A short history of Shirley Hall
The origins of Shirley Hall appear to be wrapped up within the Brethren Movement, which started in approximately 1820, in both England and Ireland. Although it was the culmination of many seeking Christians desire to establish a church which was simple, true to Scripture in its practises and free from the traditions of men, it is generally associated with J.N. Darby, himself an Anglican at the time.
The simple meeting together on ‘The Lord’s Day’, to break bread, hear the preaching of the Word, all within a framework of freedom to allow the Holy Spirit to move, was characteristic of the movement. The rapid growth of Brethren Halls, or Gospel Halls as they were often called, testify to the very real desire amongst Christians for an authentic New Testament Church expression in their day.
This is not an article about the Brethren movement which spawned many fine bible teachers, men and women missionaries, works amongst children and young people and generally made an important contribution to the modern day church. Without the Brethren, there would be no Shirley Hall.
In 1898, a hall was erected for worship and meeting. These halls were often called ‘Tin Tabernacles’, and provided a basic room for Christian activities. In 1901 the building was registered as a place of worship. From it other Gospel Halls were established in a church planting move. Both the churches in Leighton Rd, Bush Hill Park and Brigadier Free Church had their origins in plant outs from Shirley Hall.

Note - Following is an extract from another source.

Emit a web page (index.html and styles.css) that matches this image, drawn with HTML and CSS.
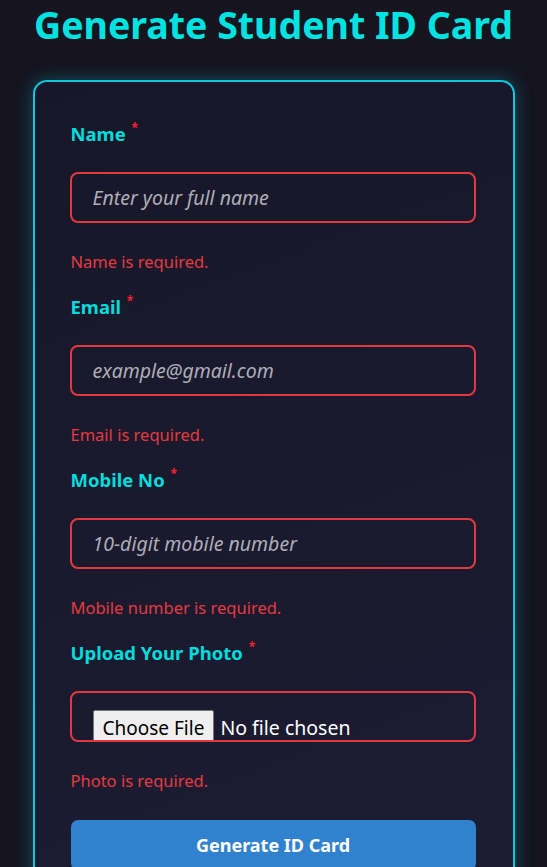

Just after the Second World War, a crusade was held on the area where the current war memorial stands, and records show that many people became Christians at that time.
We ourselves, as a fledgling house church, used their baptistery to baptise a number of people, some of whom are still in the church.
Although numbers diminished over the years, on entering the building there is a sense of this having been a place where much prayer and preaching of the Word has taken place. In handing over the premises to us, we have a sense of continuing the same pattern of proclaiming the Gospel as those who have faithfully gone before us.
It is our intention to bring the building up to date, repair and renew where necessary, although it is generally in good condition.
A building is not a church. The church is the people redeemed by the blood of Christ. We believe that Shirley Hall is a tool that God has given, to enable us to proclaim the message of Christ and His love. May we use it wisely.